## begin Recorded data
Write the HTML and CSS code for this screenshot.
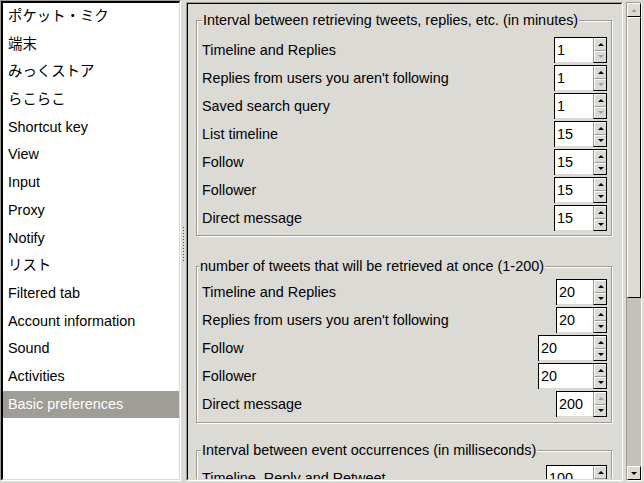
FILE: index.html
```html
<!DOCTYPE html>
<html>
<head>
<meta charset="utf-8">
<link rel="stylesheet" href="styles.css">
</head>
<body>
<div class="app">
  <div class="list">
    <ul class="list-items">
      <li class="item">ポケット・ミク</li>
      <li class="item">端末</li>
      <li class="item">みっくストア</li>
      <li class="item">らこらこ</li>
      <li class="item">Shortcut key</li>
      <li class="item">View</li>
      <li class="item">Input</li>
      <li class="item">Proxy</li>
      <li class="item">Notify</li>
      <li class="item">リスト</li>
      <li class="item">Filtered tab</li>
      <li class="item">Account information</li>
      <li class="item">Sound</li>
      <li class="item">Activities</li>
      <li class="item sel">Basic preferences</li>
    </ul>
  </div>
  <div class="handle"><span class="grip"></span></div>
  <div class="panel">
    <div class="viewport">
      <div class="viewport-inner">
        <fieldset class="group g1">
          <legend>Interval between retrieving tweets, replies, etc. (in minutes)</legend>
          <div class="rows">
            <div class="row"><span>Timeline and Replies</span><div class="spin spin-a"><span class="spin-val">1</span><span class="spin-btns"><span class="spin-up"><i class="arr up"></i></span><span class="spin-down"><i class="arr dn off"></i></span></span></div></div>
            <div class="row"><span>Replies from users you aren't following</span><div class="spin spin-a"><span class="spin-val">1</span><span class="spin-btns"><span class="spin-up"><i class="arr up"></i></span><span class="spin-down"><i class="arr dn off"></i></span></span></div></div>
            <div class="row"><span>Saved search query</span><div class="spin spin-a"><span class="spin-val">1</span><span class="spin-btns"><span class="spin-up"><i class="arr up"></i></span><span class="spin-down"><i class="arr dn off"></i></span></span></div></div>
            <div class="row"><span>List timeline</span><div class="spin spin-a"><span class="spin-val">15</span><span class="spin-btns"><span class="spin-up"><i class="arr up"></i></span><span class="spin-down"><i class="arr dn"></i></span></span></div></div>
            <div class="row"><span>Follow</span><div class="spin spin-a"><span class="spin-val">15</span><span class="spin-btns"><span class="spin-up"><i class="arr up"></i></span><span class="spin-down"><i class="arr dn"></i></span></span></div></div>
            <div class="row"><span>Follower</span><div class="spin spin-a"><span class="spin-val">15</span><span class="spin-btns"><span class="spin-up"><i class="arr up"></i></span><span class="spin-down"><i class="arr dn"></i></span></span></div></div>
            <div class="row"><span>Direct message</span><div class="spin spin-a"><span class="spin-val">15</span><span class="spin-btns"><span class="spin-up"><i class="arr up"></i></span><span class="spin-down"><i class="arr dn"></i></span></span></div></div>
          </div>
        </fieldset>
        <fieldset class="group g2">
          <legend>number of tweets that will be retrieved at once (1-200)</legend>
          <div class="rows">
            <div class="row"><span>Timeline and Replies</span><div class="spin spin-b"><span class="spin-val">20</span><span class="spin-btns"><span class="spin-up"><i class="arr up"></i></span><span class="spin-down"><i class="arr dn"></i></span></span></div></div>
            <div class="row"><span>Replies from users you aren't following</span><div class="spin spin-b"><span class="spin-val">20</span><span class="spin-btns"><span class="spin-up"><i class="arr up"></i></span><span class="spin-down"><i class="arr dn"></i></span></span></div></div>
            <div class="row"><span>Follow</span><div class="spin spin-c"><span class="spin-val">20</span><span class="spin-btns"><span class="spin-up"><i class="arr up"></i></span><span class="spin-down"><i class="arr dn"></i></span></span></div></div>
            <div class="row"><span>Follower</span><div class="spin spin-c"><span class="spin-val">20</span><span class="spin-btns"><span class="spin-up"><i class="arr up"></i></span><span class="spin-down"><i class="arr dn"></i></span></span></div></div>
            <div class="row"><span>Direct message</span><div class="spin spin-b"><span class="spin-val">200</span><span class="spin-btns"><span class="spin-up"><i class="arr up off"></i></span><span class="spin-down"><i class="arr dn"></i></span></span></div></div>
          </div>
        </fieldset>
        <fieldset class="group g3">
          <legend>Interval between event occurrences (in milliseconds)</legend>
          <div class="rows">
            <div class="row"><span>Timeline, Reply and Retweet</span><div class="spin spin-d"><span class="spin-val">100</span><span class="spin-btns"><span class="spin-up"><i class="arr up"></i></span><span class="spin-down"><i class="arr dn"></i></span></span></div></div>
          </div>
        </fieldset>
      </div>
    </div>
    <div class="scrollbar">
      <span class="sb-btn"><i class="arr up off"></i></span>
      <span class="sb-thumb"></span>
      <span class="sb-trough"></span>
      <span class="sb-btn"><i class="arr dn"></i></span>
    </div>
  </div>
</div>
</body>
</html>
```

FILE: styles.css
```css
html, body {
  margin: 0;
  padding: 0;
}
body {
  width: 644px;
  height: 483px;
  overflow: hidden;
  background: #dcdad5;
  color: #000;
  font-family: "Liberation Sans", "Noto Sans CJK JP", sans-serif;
  font-size: 14.4px;
}
.app {
  display: flex;
  height: 483px;
}

/* left list */
.list {
  flex: none;
  width: 181px;
  height: 481px;
  box-sizing: border-box;
  border: 1px solid;
  border-color: #9d9a94 #fff #fff #9d9a94;
}
.list-items {
  list-style: none;
  margin: 0;
  padding: 0;
  height: 100%;
  box-sizing: border-box;
  border-style: solid;
  border-width: 2px 1px 1px 2px;
  border-color: #000 #dcdad5 #dcdad5 #000;
  background: #fff;
  overflow: hidden;
}
.item {
  height: 27.7px;
  line-height: 27.7px;
  padding-left: 5px;
  white-space: nowrap;
}
.item.sel {
  background: #9f9d98;
  color: #fff;
}

/* paned handle */
.handle {
  flex: none;
  width: 5px;
  display: flex;
  align-items: center;
  justify-content: center;
}
.grip {
  width: 1px;
  height: 34px;
  margin-top: 4px;
  background: repeating-linear-gradient(to bottom, #55534f 0 1px, transparent 1px 3px);
}

/* right panel */
.panel {
  flex: 1;
  display: flex;
  margin-top: 2px;
  height: 479px;
}
.viewport {
  flex: none;
  width: 437px;
  box-sizing: border-box;
  border: 1px solid;
  border-color: #9d9a94 #fff #fff #9d9a94;
}
.viewport-inner {
  height: 100%;
  box-sizing: border-box;
  border: 1px solid;
  border-color: #000 #dcdad5 #dcdad5 #000;
  padding: 8px 9px 0 8px;
  overflow: hidden;
}

/* groups */
.group {
  margin: 0;
  padding: 9px 4px 4px 5px;
  border: 1px solid #9d9a94;
  box-shadow: inset 1px 1px 0 #fff, 1px 1px 0 #fff;
  min-width: 0;
}
.group legend {
  padding: 0 1px;
  line-height: 16px;
  background: #dcdad5;
  white-space: nowrap;
}
.g2 {
  margin-top: 22px;
  padding-top: 5px;
  padding-bottom: 5px;
}
.g2 legend {
  margin-left: -3px;
}
.g3 {
  margin-top: 19px;
  padding-top: 7px;
}
.g3 legend {
  margin-left: -1px;
}
.rows {
  display: flex;
  flex-direction: column;
  gap: 2px;
}
.row {
  display: flex;
  align-items: center;
  justify-content: space-between;
  height: 26px;
  white-space: nowrap;
}

/* spin buttons */
.spin {
  flex: none;
  display: flex;
  height: 26px;
  box-sizing: border-box;
  border-top: 1px solid #000;
  border-left: 1px solid #000;
  background: #fff;
}
.spin-a { width: 53px; }
.spin-b { width: 51px; }
.spin-c { width: 69px; }
.spin-d { width: 61px; }
.spin-val {
  flex: 1;
  line-height: 24px;
  padding-left: 2px;
  border-bottom: 1px solid #dcdad5;
}
.spin-btns {
  flex: none;
  width: 14px;
  box-sizing: border-box;
  display: flex;
  flex-direction: column;
  border-left: 1px solid #9d9a94;
  border-right: 1px solid #000;
  border-bottom: 1px solid #000;
}
.spin-up, .spin-down {
  flex: 1;
  display: flex;
  align-items: center;
  justify-content: center;
  background: #dcdad5;
  border-top: 1px solid #fff;
  border-left: 1px solid #fff;
}
.spin-up {
  border-bottom: 1px solid #9d9a94;
}
.arr {
  display: block;
  width: 0;
  height: 0;
  border-left: 3px solid transparent;
  border-right: 3px solid transparent;
}
.arr.up {
  border-bottom: 3px solid #000;
}
.arr.dn {
  border-top: 3px solid #000;
}
.arr.up.off {
  border-bottom-color: #a3a19c;
}
.arr.dn.off {
  border-top-color: #a3a19c;
}

/* scrollbar */
.scrollbar {
  flex: none;
  width: 16px;
  margin-left: 3px;
  box-sizing: border-box;
  border: 1px solid;
  border-color: #9d9a94 #fff #fff #9d9a94;
  display: flex;
  flex-direction: column;
  background: #c4c1bb;
}
.sb-btn {
  flex: none;
  height: 14px;
  box-sizing: border-box;
  background: #dcdad5;
  border: 1px solid;
  border-color: #fff #000 #000 #fff;
  display: flex;
  align-items: center;
  justify-content: center;
}
.sb-thumb {
  flex: none;
  height: 281px;
  box-sizing: border-box;
  background: #dcdad5;
  border: 1px solid;
  border-color: #fff #000 #000 #fff;
}
.sb-trough {
  flex: 1;
}
```
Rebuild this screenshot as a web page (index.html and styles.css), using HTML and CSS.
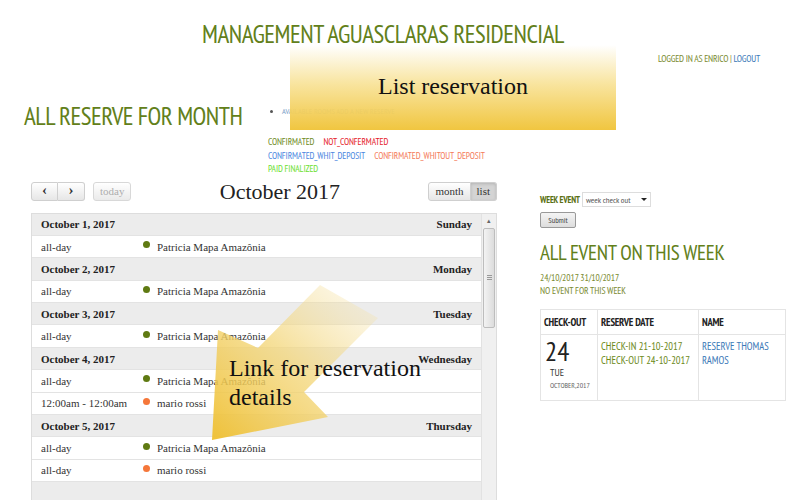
FILE: index.html
```html
<!DOCTYPE html>
<html>
<head>
<meta charset="utf-8">
<link rel="stylesheet" href="styles.css">
</head>
<body>
<div class="page">
  <h1 class="site-title">MANAGEMENT AGUASCLARAS RESIDENCIAL</h1>
  <div class="login">LOGGED IN AS ENRICO | <a class="link">LOGOUT</a></div>

  <div class="top-row">
    <h2 class="section-title">ALL RESERVE FOR MONTH</h2>
    <div class="top-side">
      <ul class="actions"><li><a class="link">AVAILABLE ROOMS</a> <a class="link">ADD A NEW RESERVE</a></li></ul>
      <div class="legend">
        <div><span class="lg-green">CONFIRMATED</span><span class="lg-red">NOT_CONFERMATED</span></div>
        <div><span class="lg-blue">CONFIRMATED_WHIT_DEPOSIT</span><span class="lg-orange">CONFIRMATED_WHITOUT_DEPOSIT</span></div>
        <div><span class="lg-lime">PAID FINALIZED</span></div>
      </div>
    </div>
  </div>

  <div class="main">
    <div class="calendar">
      <div class="toolbar">
        <div class="tb-left">
          <div class="btn-group">
            <span class="btn">&#8249;</span><span class="btn">&#8250;</span>
          </div>
          <span class="btn btn-disabled">today</span>
        </div>
        <div class="cal-title">October 2017</div>
        <div class="btn-group">
          <span class="btn">month</span><span class="btn btn-active">list</span>
        </div>
      </div>
      <div class="list-wrap">
        <div class="list">
          <div class="day"><span>October 1, 2017</span><span>Sunday</span></div>
          <div class="ev"><span>all-day</span><i class="dot green"></i><span>Patricia Mapa Amazônia</span></div>
          <div class="day"><span>October 2, 2017</span><span>Monday</span></div>
          <div class="ev"><span>all-day</span><i class="dot green"></i><span>Patricia Mapa Amazônia</span></div>
          <div class="day"><span>October 3, 2017</span><span>Tuesday</span></div>
          <div class="ev"><span>all-day</span><i class="dot green"></i><span>Patricia Mapa Amazônia</span></div>
          <div class="day"><span>October 4, 2017</span><span>Wednesday</span></div>
          <div class="ev"><span>all-day</span><i class="dot green"></i><span>Patricia Mapa Amazônia</span></div>
          <div class="ev"><span>12:00am - 12:00am</span><i class="dot orange"></i><span>mario rossi</span></div>
          <div class="day"><span>October 5, 2017</span><span>Thursday</span></div>
          <div class="ev"><span>all-day</span><i class="dot green"></i><span>Patricia Mapa Amazônia</span></div>
          <div class="ev"><span>all-day</span><i class="dot orange"></i><span>mario rossi</span></div>
          <div class="day"><span></span><span></span></div>
        </div>
        <div class="scrollbar">
          <div class="sb-arrow">&#9652;</div>
          <div class="sb-thumb"><span class="sb-grip"></span></div>
        </div>
      </div>
    </div>

    <div class="sidebar">
      <form class="week-form">
        <div class="week-row">
          <label class="week-label">WEEK EVENT</label>
          <span class="select">week check out <span class="caret"></span></span>
        </div>
        <span class="submit">Submit</span>
      </form>
      <h3 class="side-title">ALL EVENT ON THIS WEEK</h3>
      <div class="side-text first">24/10/2017 31/10/2017</div>
      <div class="side-text">NO EVENT FOR THIS WEEK</div>
      <table class="events">
        <thead>
          <tr><th class="c1">CHECK-OUT</th><th class="c2">RESERVE DATE</th><th class="c3">NAME</th></tr>
        </thead>
        <tbody>
          <tr>
            <td class="date-cell">
              <div class="big-day">24</div>
              <div class="wd">TUE</div>
              <div class="mon">OCTOBER,2017</div>
            </td>
            <td class="olive">CHECK-IN 21-10-2017<br>CHECK-OUT 24-10-2017</td>
            <td><a class="link">RESERVE THOMAS RAMOS</a></td>
          </tr>
        </tbody>
      </table>
    </div>
  </div>
</div>

<div class="note note-list"><span>List reservation</span></div>

<div class="note-arrow">
  <svg width="200" height="180" viewBox="200 280 200 180">
    <defs>
      <linearGradient id="ag" x1="1" y1="0" x2="0" y2="1">
        <stop offset="0" stop-color="#f5e2a8" stop-opacity="0.15"/>
        <stop offset="0.5" stop-color="#f3d679" stop-opacity="0.75"/>
        <stop offset="1" stop-color="#efbf2f" stop-opacity="0.95"/>
      </linearGradient>
    </defs>
    <polygon points="320,285 378,318 304,392 328,417 212,440 218,330 258,348" fill="url(#ag)"/>
  </svg>
  <div class="arrow-text">Link for reservation<br>details</div>
</div>
</body>
</html>
```

FILE: styles.css
```css
html { overflow: hidden; }
body {
  margin: 0;
  background: #fff;
  font-family: "PT Sans Narrow", "Liberation Sans Narrow", "DejaVu Sans Condensed", "Roboto Condensed", "Liberation Sans", sans-serif;
  color: #333;
}
.page { width: 800px; }
.link { color: #3d7ab8; text-decoration: none; }

.site-title {
  margin: 0;
  padding: 20px 0 0 202px;
  font-size: 25px;
  font-weight: normal;
  color: #62801a;
  line-height: 28px;
  letter-spacing: -0.5px;
}
.login {
  text-align: right;
  padding-right: 40px;
  margin-top: 5px;
  font-size: 9.5px;
  color: #7a8a30;
  line-height: 12px;
  letter-spacing: -0.2px;
}
.top-row {
  display: flex;
  padding-left: 24px;
  margin-top: 36px;
}
.section-title {
  margin: 0;
  width: 244px;
  font-size: 25px;
  font-weight: normal;
  line-height: 30px;
  color: #62801a;
  letter-spacing: -0.5px;
}
.actions {
  margin: 0;
  padding: 0 0 0 14px;
  font-size: 8px;
  line-height: 12px;
  color: #555;
  margin-top: 4px;
}
.actions .link { color: #7aa0c8; }
.legend {
  margin-top: 19px;
  font-size: 9.3px;
  line-height: 13.5px;
  letter-spacing: -0.1px;
}
.legend span { margin-right: 9px; }
.lg-green { color: #6d8a1c; }
.lg-red { color: #e5202a; }
.lg-blue { color: #4a86e0; }
.lg-orange { color: #f47a5a; }
.lg-lime { color: #6be030; }

.main {
  display: flex;
  margin-top: 5px;
  align-items: flex-start;
}
.calendar {
  width: 466px;
  margin-left: 31px;
  font-family: "Liberation Serif", serif;
}
.toolbar {
  display: flex;
  justify-content: space-between;
  align-items: center;
  height: 20px;
}
.tb-left { display: flex; gap: 8px; }
.btn-group { display: flex; }
.btn {
  display: inline-block;
  height: 19px;
  box-sizing: border-box;
  padding: 0 6px;
  font-size: 11px;
  line-height: 17px;
  color: #333;
  border: 1px solid #cfcfcf;
  background: linear-gradient(#fff, #e6e6e6);
  border-radius: 3px;
}
.btn-group .btn { border-radius: 0; }
.btn-group .btn:first-child { border-radius: 3px 0 0 3px; }
.btn-group .btn:last-child { border-radius: 0 3px 3px 0; border-left: 0; }
.tb-left .btn-group .btn { width: 27px; text-align: center; padding: 0; font-size: 15px; line-height: 15px; font-weight: bold; }
.btn-disabled { color: #999; opacity: 0.8; }
.btn-active { background: #d4d4d4; box-shadow: inset 0 1px 3px rgba(0,0,0,0.15); }
.cal-title {
  font-size: 22px;
  color: #222;
}

.list-wrap {
  display: flex;
  margin-top: 11px;
  border: 1px solid #ddd;
  height: 300px;
}
.list { flex: 1; overflow: hidden; }
.day, .ev {
  height: 22.4px;
  box-sizing: border-box;
  border-bottom: 1px solid #e3e3e3;
  font-size: 11px;
  display: flex;
  align-items: center;
  padding: 0 9px;
}
.day {
  background: #ececec;
  justify-content: space-between;
  font-weight: bold;
  color: #222;
}
.ev { background: #fff; color: #333; }
.ev span:first-child { width: 102px; }
.dot {
  width: 7px; height: 7px; border-radius: 50%;
  margin-right: 7px;
  position: relative; top: -2px;
}
.dot.green { background: #5f7a12; }
.dot.orange { background: #f5773a; }

.scrollbar {
  width: 14px;
  background: #f0f0f0;
  border-left: 1px solid #e2e2e2;
  display: flex;
  flex-direction: column;
  align-items: center;
}
.sb-arrow { font-size: 7px; color: #666; height: 14px; line-height: 14px; }
.sb-thumb {
  width: 10px;
  height: 98px;
  border: 1px solid #bdbdbd;
  background: linear-gradient(90deg, #f3f3f3, #dcdcdc);
  border-radius: 2px;
  display: flex;
  align-items: center;
  justify-content: center;
}
.sb-grip { width: 5px; height: 5px; border-top: 1px solid #999; border-bottom: 1px solid #999; box-sizing: border-box; position: relative; }
.sb-grip::after { content: ""; position: absolute; left: 0; right: 0; top: 1px; border-top: 1px solid #999; }

.sidebar {
  margin-left: 43px;
  width: 246px;
  padding-top: 10px;
}
.week-row { display: flex; align-items: center; gap: 2px; }
.week-label { font-size: 9px; font-weight: bold; color: #5a7012; letter-spacing: -0.2px; }
.select {
  display: inline-flex;
  align-items: center;
  justify-content: space-between;
  width: 69px;
  height: 15px;
  box-sizing: border-box;
  border: 1px solid #ddd;
  font-size: 8.5px;
  color: #555;
  padding: 0 3px;
  gap: 3px;
}
.caret { width: 0; height: 0; border-left: 3px solid transparent; border-right: 3px solid transparent; border-top: 3px solid #222; }
.submit {
  display: inline-block;
  margin-top: 4px;
  width: 36px;
  height: 16px;
  box-sizing: border-box;
  border: 1px solid #999;
  border-radius: 2px;
  background: linear-gradient(#f4f4f4, #ddd);
  font-size: 8px;
  color: #444;
  text-align: center;
  line-height: 14px;
}
.side-title {
  margin: 13px 0 0;
  font-size: 21px;
  font-weight: normal;
  color: #62801a;
  line-height: 24px;
  letter-spacing: -0.3px;
}
.side-text { font-size: 9.5px; color: #7a8a30; line-height: 13px; letter-spacing: -0.1px; }
.side-text.first { margin-top: 6px; }
.events {
  margin-top: 12px;
  width: 246px;
  border-collapse: collapse;
  border: 1px solid #e4e4e4;
}
.events th {
  text-align: left;
  color: #222;
  font-weight: bold;
  font-size: 10.5px;
  letter-spacing: -0.2px;
  height: 24px;
  padding: 0 3px;
  border: 1px solid #e4e4e4;
}
.events td {
  vertical-align: top;
  border: 1px solid #e4e4e4;
  padding: 3px 3px 9px;
  line-height: 14px;
  font-size: 10.5px;
}
.c1 { width: 50px; }
.c2 { width: 94px; }
.olive { color: #6d8a1c; }
.events td.olive, .events td:last-child { padding-top: 4px; }
.date-cell { padding-left: 4px !important; }
.big-day { font-size: 27px; line-height: 26px; color: #222; }
.wd { font-size: 10px; padding-left: 5px; line-height: 13px; margin-top: 2px; }
.mon { font-size: 7.5px; padding-left: 5px; color: #666; line-height: 12px; }

.note {
  position: absolute;
}
.note-list {
  left: 290px;
  top: 45px;
  width: 326px;
  height: 85px;
  background: linear-gradient(rgba(255,255,255,0.6), rgba(248,226,150,0.9) 45%, rgba(240,196,58,0.97));
  display: flex;
  align-items: center;
  justify-content: center;
  font-family: "Liberation Serif", serif;
  font-size: 24px;
  color: #111;
}
.note-list span { position: relative; top: -1px; }
.note-arrow {
  position: absolute;
  left: 200px;
  top: 280px;
  width: 200px;
  height: 180px;
}
.note-arrow svg { position: absolute; left: 0; top: 0; }
.arrow-text {
  position: absolute;
  left: 29px;
  top: 74px;
  font-family: "Liberation Serif", serif;
  font-size: 24px;
  line-height: 29px;
  color: #111;
  white-space: nowrap;
}
```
## end Recorded data
Filter the listing for the word "page" and copy every line that holds it.

Rebuild this screenshot as a web page (index.html and styles.css), using HTML and CSS.
<div class="page">
.page { width: 800px; }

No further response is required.